Thanks a lot for all the help, I will look into all the hyperparameters in detail but just one last question my input is quite sparse so there is this warning getting displayed

No voxel belongs to drop_level:2 in shift 0 and it has something to do with drop_info_train, can you tell me briefly like what it is for and does it impact training at all?
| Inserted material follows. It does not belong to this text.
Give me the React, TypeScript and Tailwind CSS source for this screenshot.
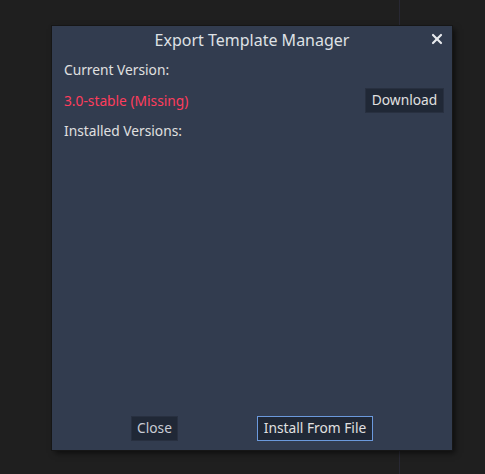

Abyssaledge commented 2 years ago

No voxel belongs to drop_level:2 in shift 0 is just a hint, which does not affect the performance. It's okey to mute it or comment the print line. It seems that you are running the older version SST. I recommend you use the configs in sst_refactor

Dhagash4 commented 2 years ago

@Abyssaledge I changes the dataset point cloud range and config as following

_base_ = [
    '../_base_/models/sst_base.py',
    '../_base_/datasets/lh5_dataset.py',
    '../_base_/schedules/cosine_2x.py',
    '../_base_/default_runtime.py',
]

voxel_size = (0.32, 0.32, 5)
window_shape=(12, 12, 1) # 12 * 0.32m
point_cloud_range = [0, -40, -2.5, 80, 40, 2.5]
drop_info_training ={
    0:{'max_tokens':30, 'drop_range':(0, 30)},
    1:{'max_tokens':60, 'drop_range':(30, 60)},
    2:{'max_tokens':100, 'drop_range':(60, 100000)},
}
drop_info_test ={
    0:{'max_tokens':30, 'drop_range':(0, 30)},
    1:{'max_tokens':60, 'drop_range':(30, 60)},
    2:{'max_tokens':100, 'drop_range':(60, 100)},
    3:{'max_tokens':144, 'drop_range':(100, 100000)},
}
drop_info = (drop_info_training, drop_info_test)
shifts_list=[(0, 0), (window_shape[0]//2, window_shape[1]//2) ]

model = dict(
    type='DynamicVoxelNet',

    voxel_layer=dict(
        voxel_size=voxel_size,
        max_num_points=-1,
        point_cloud_range=point_cloud_range,
        max_voxels=(-1, -1)
    ),

    voxel_encoder=dict(
        type='DynamicVFE',
        in_channels=7,
        feat_channels=[64, 128],
        with_distance=False,
        voxel_size=voxel_size,
        with_cluster_center=True,
        with_voxel_center=True,
        point_cloud_range=point_cloud_range,
        norm_cfg=dict(type='naiveSyncBN1d', eps=1e-3, momentum=0.01)
    ),
    bbox_head=dict(
        type='Anchor3DHead',
        num_classes=3,
        in_channels=384,
        feat_channels=384,
        use_direction_classifier=True,
        anchor_generator=dict(
            type='AlignedAnchor3DRangeGenerator',
            ranges=[[0, -40, 0.0, 80, 40, 1.5],
                    [0, -40, 0.0, 80, 40, 2.0],
                    [0, -40, 0.0, 80, 40, .15]],
            sizes=[
                [3.9, 1.6, 1.56],  # car
                [12.0, 2.85, 4.0],  # truck
                [0.8, 0.6, 1.73]  # pedestrian
            ],
            rotations=[0, 1.57],
            reshape_out=False),
        diff_rad_by_sin=True,
        dir_offset=0.7854,  # pi/4
        dir_limit_offset=0,
        bbox_coder=dict(type='DeltaXYZWLHRBBoxCoder', code_size=7),
        loss_cls=dict(
            type='FocalLoss',
            use_sigmoid=True,
            gamma=2.0,
            alpha=0.25,
            loss_weight=1.0),
        loss_bbox=dict(type='L1Loss', loss_weight=0.5),
        loss_dir=dict(
            type='CrossEntropyLoss', use_sigmoid=False, loss_weight=0.2)
    ),

    middle_encoder=dict(
        type='SSTInputLayerV2',
        window_shape=window_shape,
        sparse_shape=(468, 468, 1),
        shuffle_voxels=True,
        debug=True,
        drop_info=drop_info,
        pos_temperature=10000,
        normalize_pos=False,
    ),

    backbone=dict(
        type='SSTv2',
        d_model=[128,] * 6,
        nhead=[8, ] * 6,
        num_blocks=6,
        dim_feedforward=[256, ] * 6,
        output_shape=[468, 468],
        num_attached_conv=3,
        conv_kwargs=[
            dict(kernel_size=3, dilation=1, padding=1, stride=1),
            dict(kernel_size=3, dilation=1, padding=1, stride=1),
            dict(kernel_size=3, dilation=2, padding=2, stride=1),
        ],
        conv_in_channel=128,
        conv_out_channel=128,
        debug=True,
    ),

)

# runtime settings

fp16 = dict(loss_scale=32.0)

so basically changed the bbox_head as well but if I change that my loss is going to nan after 11 epochs, do you maybe know what can be possible reason for that?

Abyssaledge commented 2 years ago
  1. It's hard to say what leads to the NaN, while I suggest you disable fp16 training.
  2. I find another issue in your config, you change the point cloud range but forget modifying sparse_shape in middle_encoder and output_shape in backbone.